Carpool to Introduce Babysitting Service for Under-21 Friends
Last weekend, Carpool announced plans to implement a new babysitting service for under-21 college students to fight underage drinking. Education students seeking practice in classroom management will run the program in the Methodist Student Center parking lot.
Carpool was founded to provide sober, judgment-free rides around the Bryan-College Station area. Now, they are expanding their services to make going to Northgate a safer and more inclusive experience for those who cannot join their older, legal friends.
“Instead of seeing minors hanging out around bar entrances, we thought giving them a place to go after being separated from their friend group would be beneficial.” Carpool chair, Natasha Moore said.
To prevent any potential underage drinking while under supervision, Carpool will provide sparkling grape juice to create the illusion of a normal night out.
“I’m thankful to have a place to drop off my Little,” Audreigh Lane, a Delta Gamma senior, said.“I can finally have a night out without feeling resentful that she can’t afford a fake ID.”

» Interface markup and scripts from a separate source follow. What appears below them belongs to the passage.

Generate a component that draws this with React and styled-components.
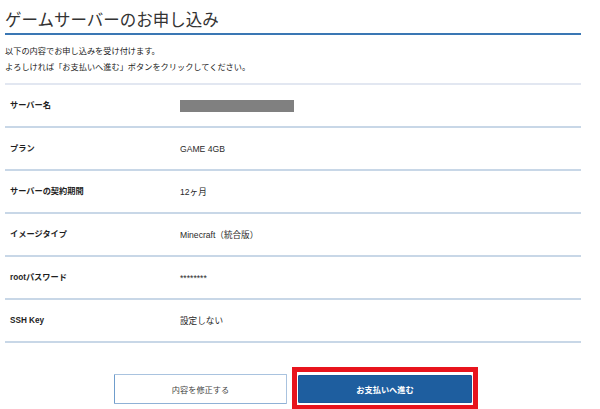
import styled, { createGlobalStyle } from "styled-components"

const Global = createGlobalStyle`
    body {
        margin: 0;
        background: #fff;
        font-family: "Liberation Sans", "Noto Sans CJK JP", sans-serif;
        color: #333;
    }
`

const Page = styled.div`
    width: 576px;
    padding: 0 5px;
`

const Title = styled.h2`
    margin: 0;
    padding: 8px 0 2px;
    font-family: "Noto Sans CJK JP", sans-serif;
    font-size: 16.5px;
    line-height: 23px;
    font-weight: 400;
    color: #333;
    border-bottom: 2px solid #3a77b4;
`

const Lead = styled.p`
    margin: 9px 0 7px;
    font-size: 8.2px;
    line-height: 16px;
    color: #222;
`

const Table = styled.div`
    border-top: 2px solid #e2e7f1;
`

const Row = styled.div`
    display: grid;
    grid-template-columns: 175px 1fr;
    align-items: center;
    height: 41px;
    line-height: 12px;
    border-bottom: 2px solid #c8d7e7;
`

const Label = styled.div`
    padding-left: 5px;
    font-size: 8.2px;
    font-weight: 700;
    color: #1e1e1e;
`

const Value = styled.div`
    font-size: 8.6px;
    color: #2a2a2a;
`

const Masked = styled.div`
    width: 114px;
    height: 12px;
    background: #808080;
`

const Actions = styled.div`
    display: flex;
    justify-content: center;
    align-items: center;
    gap: 5px;
    margin-top: 24px;
    padding-left: 6px;
`

const Button = styled.button`
    font-family: inherit;
    font-size: 8.2px;
    cursor: pointer;
    width: ${p => p.$primary ? "174px" : "173px"};
    height: ${p => p.$primary ? "28px" : "30px"};
    border: 1px solid ${p => p.$primary ? "#1a5796" : "#a9c3df"};
    border-left-color: ${p => p.$primary ? "#1a5796" : "#6f9dcc"};
    border-bottom-color: ${p => p.$primary ? "#1a5796" : "#8fb1d6"};
    background: ${p => p.$primary ? "#1e5e9f" : "#fff"};
    color: ${p => p.$primary ? "#fff" : "#444"};
    font-weight: ${p => p.$primary ? 700 : 400};
    border-radius: 1px;
    padding: 0;
`

const Highlight = styled.div`
    border: 5px solid #e8141d;
    padding: 3px 1px 2px;
    background: #fff;
`

const rows = [
    ["サーバー名", <Masked />],
    ["プラン", "GAME 4GB"],
    ["サーバーの契約期間", "12ヶ月"],
    ["イメージタイプ", "Minecraft（統合版）"],
    ["rootパスワード", "********"],
    ["SSH Key", "設定しない"],
]

const App = () => {
    return (
        <Page>
            <Global />
            <Title>ゲームサーバーのお申し込み</Title>
            <Lead>
                以下の内容でお申し込みを受け付けます。<br />
                よろしければ「お支払いへ進む」ボタンをクリックしてください。
            </Lead>
            <Table>
                {rows.map(([label, value]) => (
                    <Row key={label}>
                        <Label>{label}</Label>
                        <Value>{value}</Value>
                    </Row>
                ))}
            </Table>
            <Actions>
                <Button>内容を修正する</Button>
                <Highlight>
                    <Button $primary>お支払いへ進む</Button>
                </Highlight>
            </Actions>
        </Page>
    )
}

export default App
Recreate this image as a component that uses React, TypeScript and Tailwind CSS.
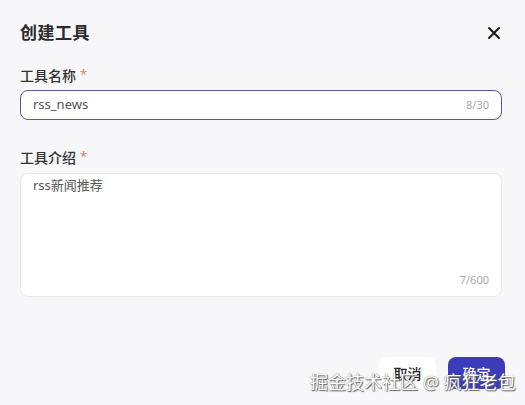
import React from "react";

export default function App() {
  return (
    <div
      className="relative w-[525px] h-[405px] overflow-hidden bg-[#f7f7fa] text-[#333]"
      style={{ fontFamily: '"Noto Sans", "Noto Sans CJK SC", sans-serif' }}
    >
      <div className="flex flex-col px-[20px] pt-[20px]">
        <div className="flex items-center justify-between h-[26px]">
          <div className="text-[17px] font-bold text-[#2b2b2b] tracking-[0.5px]">创建工具</div>
          <svg width="14" height="14" viewBox="0 0 14 14" className="mr-[4px]">
            <path d="M2 2 L12 12 M12 2 L2 12" stroke="#1a1a1a" strokeWidth="2" strokeLinecap="round" />
          </svg>
        </div>
        <div className="mt-[18px] h-[22px] flex items-center text-[14px] font-medium text-[#333]">
          工具名称<span className="ml-[4px] text-[#e08a6a] text-[13px]">*</span>
        </div>
        <div className="mt-[4px] h-[30px] w-[482px] flex items-center justify-between rounded-[8px] border border-[#5a55a8] bg-white pl-[12px] pr-[12px]">
          <span className="text-[13px] text-[#555]">rss_news</span>
          <span className="text-[11px] text-[#aaa]">8/30</span>
        </div>
        <div className="mt-[26px] h-[22px] flex items-center text-[14px] font-medium text-[#333]">
          工具介绍<span className="ml-[4px] text-[#e08a6a] text-[13px]">*</span>
        </div>
        <div className="mt-[5px] h-[124px] w-[482px] flex flex-col justify-between rounded-[8px] border border-[#e8e8ee] bg-white pl-[12px] pr-[12px] pt-[2px] pb-[8px]">
          <span className="text-[13px] text-[#555]">rss新闻推荐</span>
          <span className="self-end text-[11px] text-[#aaa]">7/600</span>
        </div>
        <div className="mt-[60px] flex justify-end gap-[12px] pr-[0px]">
          <div className="w-[57px] h-[32px] rounded-[8px] bg-white flex items-center justify-center text-[14px] font-medium text-[#222]">
            取消
          </div>
          <div className="w-[57px] h-[32px] rounded-[8px] bg-[#3c3cba] flex items-center justify-center text-[14px] font-medium text-white">
            确定
          </div>
        </div>
      </div>
      <div
        className="absolute left-[310px] top-[369px] text-[18px] text-white whitespace-nowrap"
        style={{ textShadow: "0 0 1px #555, 1px 1px 1px #666" }}
      >
        掘金技术社区 @ 疯狂老包
      </div>
    </div>
  );
}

According to Carpool’s website, the service will begin immediately to “support the freshmen left to loiter outside the entrance of Paddock and stare longingly at their friends sharing a fishbowl.”
— Sharts & Rec
One day, Sharts and Rec was getting ready to go and get his pump on in the Student Rec Center. As any self-respecting, muscle-bound man would, he slammed a 64 ounce protein shake in the parking lot before he went to hit legs. At minute 37 of his workout, tragedy struck. Sharts and Rec was maxing out his squat when he felt a rumble deep in his large intestine. The protein shake was back with a vengeance. Choosing to trust his colonic muscle control, Sharts and Rec descended. In what could only be described as a peal of thunder, Sharts and Rec pooped his Gym Shark shorts, etching himself into the annals of the Rec weight room history.